The main benefactor of AOT will be the JVM itself - part of the reason for its sluggish startup time is having to interpret and then JIT a bunch of core libraries.
Will JVM ever play with the browser again? https://twitter.com/globalmaxima/status/908089963752808448

It would be great if Oracle licensed & worked to get bytecode into chromium and Microsoft did likewise with cil. It will take wasm 10 years to mature anywhere near those two. It'd be nice to not have to wait.

Even if Oracle were willing to relicense the JVM under more permissive terms, I very much doubt Google/Chromium would agree to include a JVM in Chrome. The experience with applets has been the JVM is difficult to secure for untrusted code execution due to its broad API surface. (Maybe running an untrusted JVM in a sandbox would help with that.) Putting that aside, the JVM is just such a massive code base, I don't think Google/Chromium would want to embed it. And the same comments apply to Apple, Microsoft and Mozilla. And the situation with the equivalent proposal for the CLI is broadly similar.

I think what is plausible is that OpenJDK could support wasm as a platform (as a target for JIT and AOT), and similarly so could .Net. Wasm probably isn't mature enough yet for either to succeed, but I can't see why it can't get there.

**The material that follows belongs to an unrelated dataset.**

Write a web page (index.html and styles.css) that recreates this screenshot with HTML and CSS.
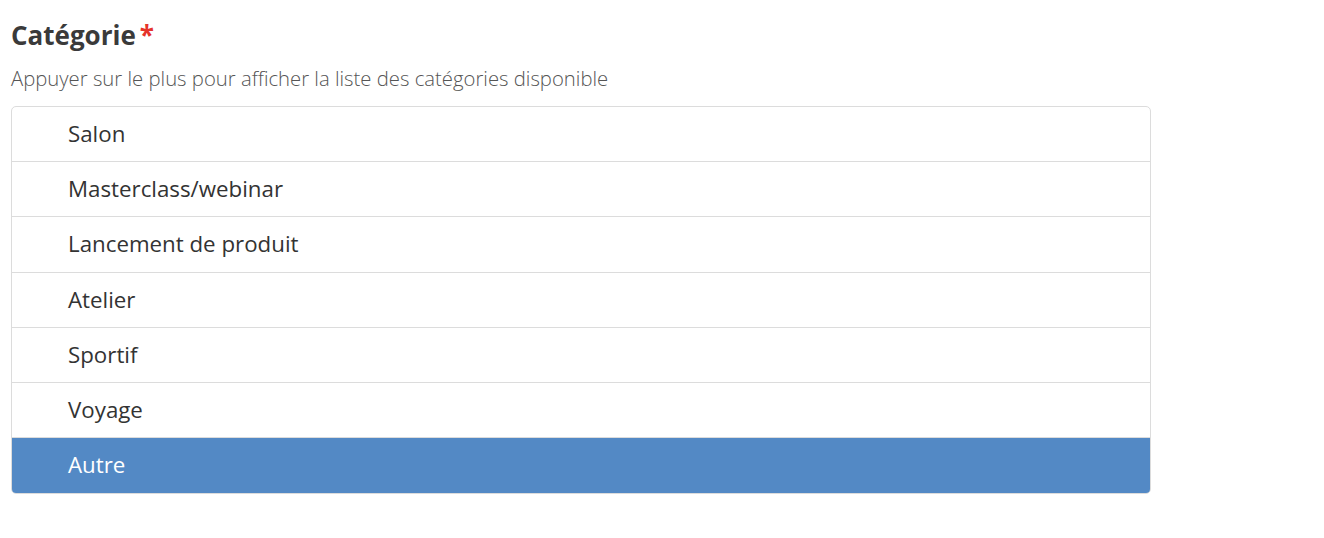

This thread is about Java 9, which includes the Java Module System aka Jigsaw. The JDK itself was modularized. The API surface is now tiny. It would be easy for chromium to whitelist which are the permissive modules. Applets had a different and inferior security model.
The problem with jvm in the browser is that:

1. Java applets aren't automatically run, you have to click an 'run' button

2. Java can't interact with DOM

JS is built on top of the DOM, and it runs automatically on page load. All JAVAWS has access to is a given section of screen. Honestly, I wish it happens, but I doubt it does. I think chrome would want WASM to succeed and to make everything compile to it because it's a platform they have a significant amount of control over. Which is a damn shame because the JVM is pretty much the best vm out there, and it makes more sense to support it than to try to play catch-up with another VM.